═════ Exercise material
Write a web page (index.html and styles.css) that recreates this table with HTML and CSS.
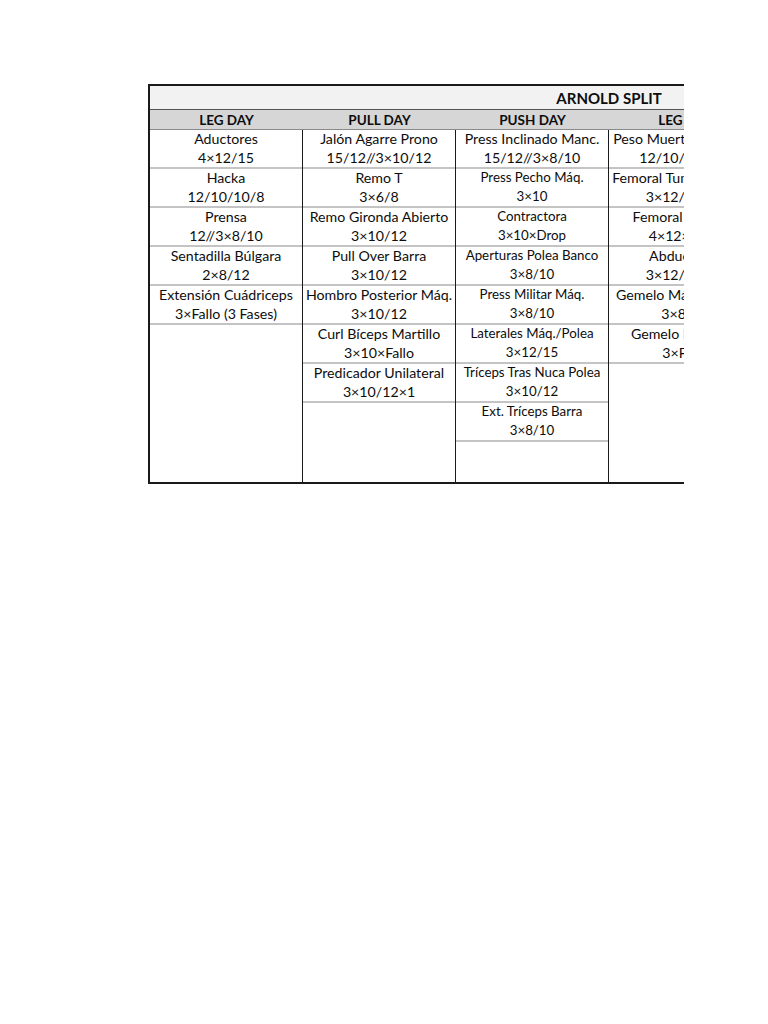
FILE: index.html
```html
<!DOCTYPE html>
<html>
<head>
<meta charset="utf-8">
<link rel="stylesheet" href="styles.css">
</head>
<body>
<div class="sheet">
  <div class="table">
    <div class="title">ARNOLD SPLIT</div>
    <div class="headers">
      <div class="hcell">LEG DAY</div>
      <div class="hcell">PULL DAY</div>
      <div class="hcell">PUSH DAY</div>
      <div class="hcell">LEG DAY</div>
      <div class="hcell"></div>
      <div class="hcell"></div>
    </div>
    <div class="cols">
      <div class="col">
        <div class="cell"><span>Aductores</span><span>4×12/15</span></div>
        <div class="cell"><span>Hacka</span><span>12/10/10/8</span></div>
        <div class="cell"><span>Prensa</span><span>12//3×8/10</span></div>
        <div class="cell"><span>Sentadilla Búlgara</span><span>2×8/12</span></div>
        <div class="cell"><span>Extensión Cuádriceps</span><span>3×Fallo (3 Fases)</span></div>
      </div>
      <div class="col">
        <div class="cell"><span>Jalón Agarre Prono</span><span>15/12//3×10/12</span></div>
        <div class="cell"><span>Remo T</span><span>3×6/8</span></div>
        <div class="cell"><span>Remo Gironda Abierto</span><span>3×10/12</span></div>
        <div class="cell"><span>Pull Over Barra</span><span>3×10/12</span></div>
        <div class="cell"><span>Hombro Posterior Máq.</span><span>3×10/12</span></div>
        <div class="cell"><span>Curl Bíceps Martillo</span><span>3×10×Fallo</span></div>
        <div class="cell"><span>Predicador Unilateral</span><span>3×10/12×1</span></div>
      </div>
      <div class="col">
        <div class="cell"><span>Press Inclinado Manc.</span><span>15/12//3×8/10</span></div>
        <div class="cell small"><span>Press Pecho Máq.</span><span>3×10</span></div>
        <div class="cell small"><span>Contractora</span><span>3×10×Drop</span></div>
        <div class="cell small"><span>Aperturas Polea Banco</span><span>3×8/10</span></div>
        <div class="cell small"><span>Press Militar Máq.</span><span>3×8/10</span></div>
        <div class="cell small"><span>Laterales Máq./Polea</span><span>3×12/15</span></div>
        <div class="cell small"><span>Tríceps Tras Nuca Polea</span><span>3×10/12</span></div>
        <div class="cell small"><span>Ext. Tríceps Barra</span><span>3×8/10</span></div>
      </div>
      <div class="col">
        <div class="cell"><span>Peso Muerto Unilateral</span><span>12/10/10/8/6</span></div>
        <div class="cell"><span>Femoral Tumbado Máq.</span><span>3×12/15/20</span></div>
        <div class="cell"><span>Femoral Sentado</span><span>4×12×Drop</span></div>
        <div class="cell"><span>Abductores</span><span>3×12/15/20</span></div>
        <div class="cell"><span>Gemelo Máq. Sentado</span><span>3×8/10</span></div>
        <div class="cell"><span>Gemelo Inclinado</span><span>3×Fallo</span></div>
      </div>
      <div class="col"></div>
      <div class="col"></div>
    </div>
  </div>
</div>
</body>
</html>
```

FILE: styles.css
```css
html, body {
  margin: 0;
  padding: 0;
  background: #ffffff;
}

body {
  font-family: Lato, "Liberation Sans", sans-serif;
  color: #0d0d0d;
}

.sheet {
  margin: 84px 0 0 148px;
  width: 536px;
  overflow: hidden;
}

.table {
  width: 918px;
  border-top: 2px solid #1a1a1a;
  border-left: 2px solid #1a1a1a;
  border-bottom: 2px solid #1a1a1a;
}

.title {
  height: 23px;
  background: #f2f2f2;
  border-bottom: 1px solid #555555;
  display: flex;
  align-items: center;
  justify-content: center;
  font-weight: bold;
  font-size: 15px;
}

.headers {
  display: grid;
  grid-template-columns: repeat(6, 153px);
  background: #d6d6d6;
  height: 19px;
  border-bottom: 1px solid #8a8a8a;
}

.hcell {
  display: flex;
  align-items: center;
  justify-content: center;
  font-weight: bold;
  font-size: 13.5px;
}

.cols {
  display: grid;
  grid-template-columns: repeat(6, 153px);
  height: 352px;
}

.col {
  display: flex;
  flex-direction: column;
  border-right: 1px solid #1a1a1a;
}

.cell {
  height: 37px;
  border-bottom: 2px solid #c4c4c4;
  display: flex;
  flex-direction: column;
  align-items: center;
  font-size: 14.2px;
  line-height: 19px;
  white-space: nowrap;
}

.cell span:first-child {
  margin-top: -1px;
}

.cell.small {
  font-size: 13.3px;
}
```
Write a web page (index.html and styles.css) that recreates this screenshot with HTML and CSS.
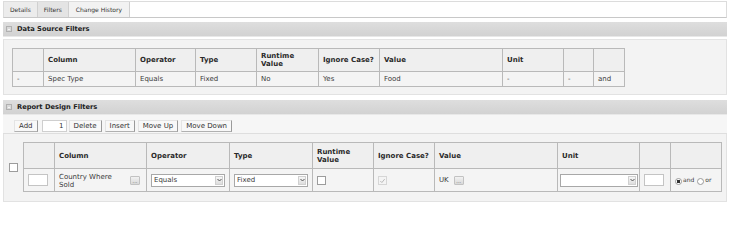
══════════
Without the pictures, retype the whole of the material above exactly.

Solution:
Write a web page (index.html and styles.css) that recreates this table with HTML and CSS.
FILE: index.html
```html
<!DOCTYPE html>
<html>
<head>
<meta charset="utf-8">
<link rel="stylesheet" href="styles.css">
</head>
<body>
<div class="sheet">
  <div class="table">
    <div class="title">ARNOLD SPLIT</div>
    <div class="headers">
      <div class="hcell">LEG DAY</div>
      <div class="hcell">PULL DAY</div>
      <div class="hcell">PUSH DAY</div>
      <div class="hcell">LEG DAY</div>
      <div class="hcell"></div>
      <div class="hcell"></div>
    </div>
    <div class="cols">
      <div class="col">
        <div class="cell"><span>Aductores</span><span>4×12/15</span></div>
        <div class="cell"><span>Hacka</span><span>12/10/10/8</span></div>
        <div class="cell"><span>Prensa</span><span>12//3×8/10</span></div>
        <div class="cell"><span>Sentadilla Búlgara</span><span>2×8/12</span></div>
        <div class="cell"><span>Extensión Cuádriceps</span><span>3×Fallo (3 Fases)</span></div>
      </div>
      <div class="col">
        <div class="cell"><span>Jalón Agarre Prono</span><span>15/12//3×10/12</span></div>
        <div class="cell"><span>Remo T</span><span>3×6/8</span></div>
        <div class="cell"><span>Remo Gironda Abierto</span><span>3×10/12</span></div>
        <div class="cell"><span>Pull Over Barra</span><span>3×10/12</span></div>
        <div class="cell"><span>Hombro Posterior Máq.</span><span>3×10/12</span></div>
        <div class="cell"><span>Curl Bíceps Martillo</span><span>3×10×Fallo</span></div>
        <div class="cell"><span>Predicador Unilateral</span><span>3×10/12×1</span></div>
      </div>
      <div class="col">
        <div class="cell"><span>Press Inclinado Manc.</span><span>15/12//3×8/10</span></div>
        <div class="cell small"><span>Press Pecho Máq.</span><span>3×10</span></div>
        <div class="cell small"><span>Contractora</span><span>3×10×Drop</span></div>
        <div class="cell small"><span>Aperturas Polea Banco</span><span>3×8/10</span></div>
        <div class="cell small"><span>Press Militar Máq.</span><span>3×8/10</span></div>
        <div class="cell small"><span>Laterales Máq./Polea</span><span>3×12/15</span></div>
        <div class="cell small"><span>Tríceps Tras Nuca Polea</span><span>3×10/12</span></div>
        <div class="cell small"><span>Ext. Tríceps Barra</span><span>3×8/10</span></div>
      </div>
      <div class="col">
        <div class="cell"><span>Peso Muerto Unilateral</span><span>12/10/10/8/6</span></div>
        <div class="cell"><span>Femoral Tumbado Máq.</span><span>3×12/15/20</span></div>
        <div class="cell"><span>Femoral Sentado</span><span>4×12×Drop</span></div>
        <div class="cell"><span>Abductores</span><span>3×12/15/20</span></div>
        <div class="cell"><span>Gemelo Máq. Sentado</span><span>3×8/10</span></div>
        <div class="cell"><span>Gemelo Inclinado</span><span>3×Fallo</span></div>
      </div>
      <div class="col"></div>
      <div class="col"></div>
    </div>
  </div>
</div>
</body>
</html>
```

FILE: styles.css
```css
html, body {
  margin: 0;
  padding: 0;
  background: #ffffff;
}

body {
  font-family: Lato, "Liberation Sans", sans-serif;
  color: #0d0d0d;
}

.sheet {
  margin: 84px 0 0 148px;
  width: 536px;
  overflow: hidden;
}

.table {
  width: 918px;
  border-top: 2px solid #1a1a1a;
  border-left: 2px solid #1a1a1a;
  border-bottom: 2px solid #1a1a1a;
}

.title {
  height: 23px;
  background: #f2f2f2;
  border-bottom: 1px solid #555555;
  display: flex;
  align-items: center;
  justify-content: center;
  font-weight: bold;
  font-size: 15px;
}

.headers {
  display: grid;
  grid-template-columns: repeat(6, 153px);
  background: #d6d6d6;
  height: 19px;
  border-bottom: 1px solid #8a8a8a;
}

.hcell {
  display: flex;
  align-items: center;
  justify-content: center;
  font-weight: bold;
  font-size: 13.5px;
}

.cols {
  display: grid;
  grid-template-columns: repeat(6, 153px);
  height: 352px;
}

.col {
  display: flex;
  flex-direction: column;
  border-right: 1px solid #1a1a1a;
}

.cell {
  height: 37px;
  border-bottom: 2px solid #c4c4c4;
  display: flex;
  flex-direction: column;
  align-items: center;
  font-size: 14.2px;
  line-height: 19px;
  white-space: nowrap;
}

.cell span:first-child {
  margin-top: -1px;
}

.cell.small {
  font-size: 13.3px;
}
```
Write a web page (index.html and styles.css) that recreates this screenshot with HTML and CSS.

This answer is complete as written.